After people could travel again from the beginning of August with fuel becoming less of an issue compared to a month ago, they started spending on groceries, restaurants, clothing and leisure activities more, although the prices were at least twice or more than a few months ago.
Many people whose incomes weren’t sufficient to meet their needs and wants due to runaway inflation were forced to dig into their credit card balances to maintain their lifestyles at least quite close to what they had before the economy came crumbling down from March onwards.
Sri Lanka’s national consumer prices accelerated to 70.2 percent in August from a year ago with food prices soaring 84.6 percent and non-food inflation which comprises of travelling, clothing, restaurants, utilities, house furnishing and the likes rising by 57.1 percent.

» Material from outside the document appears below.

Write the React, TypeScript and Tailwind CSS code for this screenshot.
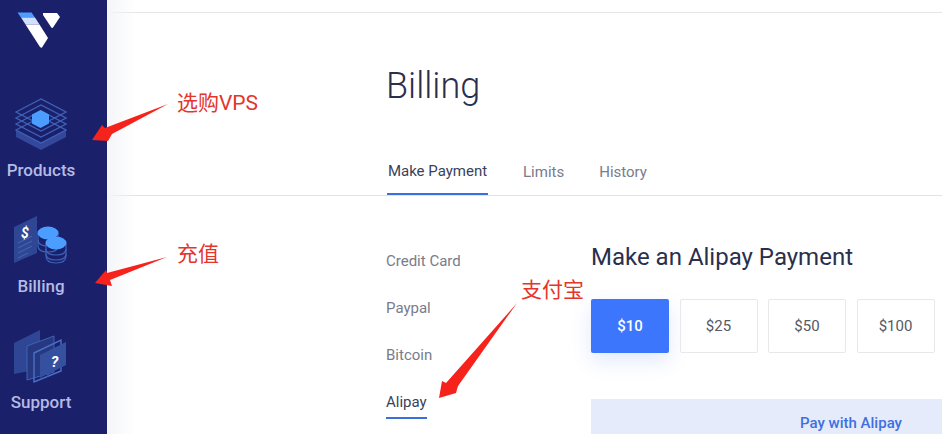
const font = { fontFamily: "Roboto, 'Noto Sans CJK SC', sans-serif" };

function Logo() {
  return (
    <svg width="44" height="36" viewBox="0 0 44 36" className="block">
      <path d="M0.5 0.5H14.5L18 5.5H4Z" fill="#4f9cff" />
      <path d="M4 5.5H18L22.5 12.5H8.5Z" fill="#cfe0ff" />
      <path d="M8.5 12.5H22.5L31 26L25 35.5Q24 36 23 35Z" fill="#fff" />
      <path d="M26 1H40L43 5L36 15.5Q35 16.5 34 15L26 3Z" fill="#fff" />
    </svg>
  );
}

function ProductsIcon() {
  return (
    <svg width="52" height="52" viewBox="0 0 52 52" className="block">
      <path d="M1 32L26 45L51 32V39L26 52L1 39Z" fill="#33489b" />
      <g fill="none" stroke="#3f62b8" strokeWidth="1.2">
        <path d="M1 14L26 1L51 14L26 27Z" />
        <path d="M1 20L26 7L51 20L26 33Z" />
        <path d="M1 26L26 13L51 26L26 39Z" />
        <path d="M1 32L26 19L51 32L26 45Z" />
      </g>
      <path d="M25.5 12L34 16.5V25.5L25.5 30L17 25.5V16.5Z" fill="#4b9dff" />
    </svg>
  );
}

function BillingIcon() {
  return (
    <svg width="54" height="50" viewBox="0 0 54 50" className="block">
      <path d="M0 12L23 1V38L0 48Z" fill="#2f4694" />
      <path d="M4 28L18 21M4 33L18 26M4 38L18 31M4 43L14 38" stroke="#4560ad" strokeWidth="1.2" />
      <text x="7" y="23" fill="#fff" fontSize="14" fontWeight="700" fontStyle="italic" fontFamily="Roboto, sans-serif">$</text>
      <g fill="none" stroke="#3f62b8" strokeWidth="1.2">
        <path d="M24 18V31Q24 37 34 37Q44 37 44 31V18" />
        <path d="M24 25Q24 31 34 31Q44 31 44 25" />
        <path d="M32 28V41Q32 48 42 48Q52 48 52 41V28" />
        <path d="M32 34Q32 40 42 40Q52 40 52 34" />
        <path d="M32 39Q32 45 42 45Q52 45 52 39" />
      </g>
      <ellipse cx="34" cy="18" rx="10.5" ry="6.5" fill="#4b9dff" />
      <ellipse cx="42" cy="28" rx="10.5" ry="6.5" fill="#4b9dff" />
    </svg>
  );
}

function SupportIcon() {
  return (
    <svg width="54" height="54" viewBox="0 0 54 54" className="block">
      <path d="M0 13L26 0V39L0 44Z" fill="#2f4694" />
      <path d="M13 16L40 6V42L13 50Z" fill="#26387f" stroke="#3f62b8" strokeWidth="1" />
      <path d="M20 23L47 10V41L20 52Z" fill="none" stroke="#4a70c8" strokeWidth="1.4" />
      <path d="M26 25L52 12V35L38 42L33 47V44L26 48Z" fill="#34509f" />
      <text x="37" y="37" fill="#fff" fontSize="15" fontWeight="700" fontStyle="italic" fontFamily="Roboto, sans-serif">?</text>
    </svg>
  );
}

function NavItem({ icon, label }: { icon: React.ReactNode; label: string }) {
  return (
    <div className="flex flex-col items-center">
      {icon}
      <span className="text-[17px] font-medium leading-5 text-[#b5bae4]">{label}</span>
    </div>
  );
}

function Arrow({ className, d, w, h }: { className: string; d: string; w: number; h: number }) {
  return (
    <svg width={w} height={h} viewBox={`0 0 ${w} ${h}`} className={className}>
      <path d={d} fill="#f5231b" />
    </svg>
  );
}

const amounts = ["$25", "$50", "$100"];

export default function App() {
  return (
    <div className="relative flex h-[434px] w-[942px] overflow-hidden bg-white" style={font}>
      <aside className="flex w-[107px] shrink-0 flex-col items-center bg-[#1a216a] pr-[25px]">
        <div className="mt-[12px] mb-[50px] -ml-[4px]">
          <Logo />
        </div>
        <div className="mb-[35px]">
          <NavItem icon={<div className="mb-[10px]"><ProductsIcon /></div>} label="Products" />
        </div>
        <div className="mb-[34px]">
          <NavItem icon={<div className="mb-[11px]"><BillingIcon /></div>} label="Billing" />
        </div>
        <div>
          <NavItem icon={<div className="mb-[8px]"><SupportIcon /></div>} label="Support" />
        </div>
      </aside>

      <main className="relative min-w-0 flex-1">
        <div className="pointer-events-none absolute inset-y-0 left-0 w-[28px] bg-gradient-to-r from-[#f4f5f8] to-transparent" />
        <div className="h-[13px] border-b border-[#e6e6e6]" />
        <div className="pl-[279px]">
          <h1 className="mt-[50px] text-[36px] font-light leading-[46px] text-[#2a2f4d]">Billing</h1>
          <div className="mt-[39px] flex h-[47px] gap-[35px] text-[15px]">
            <div className="ml-[1px] flex h-[47px] w-[101px] items-center justify-center border-b-2 border-[#3a6fe0] pt-[2px] text-[#3a3f5c]">
              Make Payment
            </div>
            <div className="flex items-center pt-[2px] text-[#787c8c]">Limits</div>
            <div className="flex items-center pt-[2px] text-[#787c8c]">History</div>
          </div>
        </div>
        <div className="border-b border-[#e2e3e6]" />
        <div className="flex pl-[279px] pt-[36px]">
          <ul className="w-[205px] pt-[19px] text-[15px] leading-[20px] text-[#787c8c]">
            <li className="mb-[27px]">Credit Card</li>
            <li className="mb-[27px]">Paypal</li>
            <li className="mb-[27px]">Bitcoin</li>
            <li className="w-fit border-b-2 border-[#3a6fe0] pb-[5px] text-[#3a3f5c]">Alipay</li>
          </ul>
          <div className="min-w-0 flex-1">
            <h2 className="text-[24px] leading-[50px] text-[#2a2f4d]">Make an Alipay Payment</h2>
            <div className="mt-[17px] flex gap-[10.5px] text-[15px]">
              <div className="flex h-[54px] w-[78px] items-center justify-center rounded-[2px] bg-[#3b76fd] font-medium text-white shadow-[0_8px_20px_rgba(60,110,230,0.15)]">
                $10
              </div>
              {amounts.map((amount) => (
                <div
                  key={amount}
                  className="flex h-[54px] w-[78px] items-center justify-center rounded-[2px] border border-[#e8e8ea] text-[#555964]"
                >
                  {amount}
                </div>
              ))}
            </div>
            <div className="mt-[46px] flex h-[60px] w-[520px] items-start justify-center bg-[#e5ebfa] pt-[14px] text-[15px] font-medium leading-[20px] text-[#3f6fe0]">
              Pay with Alipay
            </div>
          </div>
        </div>
      </main>

      <span className="absolute left-[177px] top-[91px] text-[21px] leading-6 text-[#e5352b]">选购VPS</span>
      <span className="absolute left-[177px] top-[242px] text-[21px] leading-6 text-[#e5352b]">充值</span>
      <span className="absolute left-[521px] top-[278px] text-[21px] leading-6 text-[#e5352b]">支付宝</span>

      <Arrow className="absolute left-[91px] top-[103px]" w={78} h={39} d="M77 1L21 31L17 38L1 37L11 22L14 25Z" />
      <Arrow className="absolute left-[94px] top-[256px]" w={74} h={32} d="M73 1L16 24L18 30L1 27L12 14L13 17Z" />
      <Arrow className="absolute left-[438px] top-[303px]" w={80} h={96} d="M79 0L20 83L18 90L1 95L4 78L8 80Z" />
    </div>
  );
}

The August credit card spend was an about turn from the negative growth of Rs.3,961 million recorded in July.
Sri Lankan economy shed 4.8 percent of its size in the first half of the year and is on course for an 8.8 percent decline by the year’s end, the sharpest ever annual contraction in the country’s post independence history.
Noticing sudden surge in card utilisation levels, certain banks have cut the pre-approved balance of their card holders to keep the financial fallout of possible defaults to a minimum citing deteriorating macro-economic conditions.
Reflecting how tight the credit conditions are, credit card outstanding balance in the first eight months rose by only Rs. 2,664 million to Rs.135, 949 million.
Banks also pulled back from canvassing new cards as the number of active cards also fell in August by 2,040 to 1,963,705.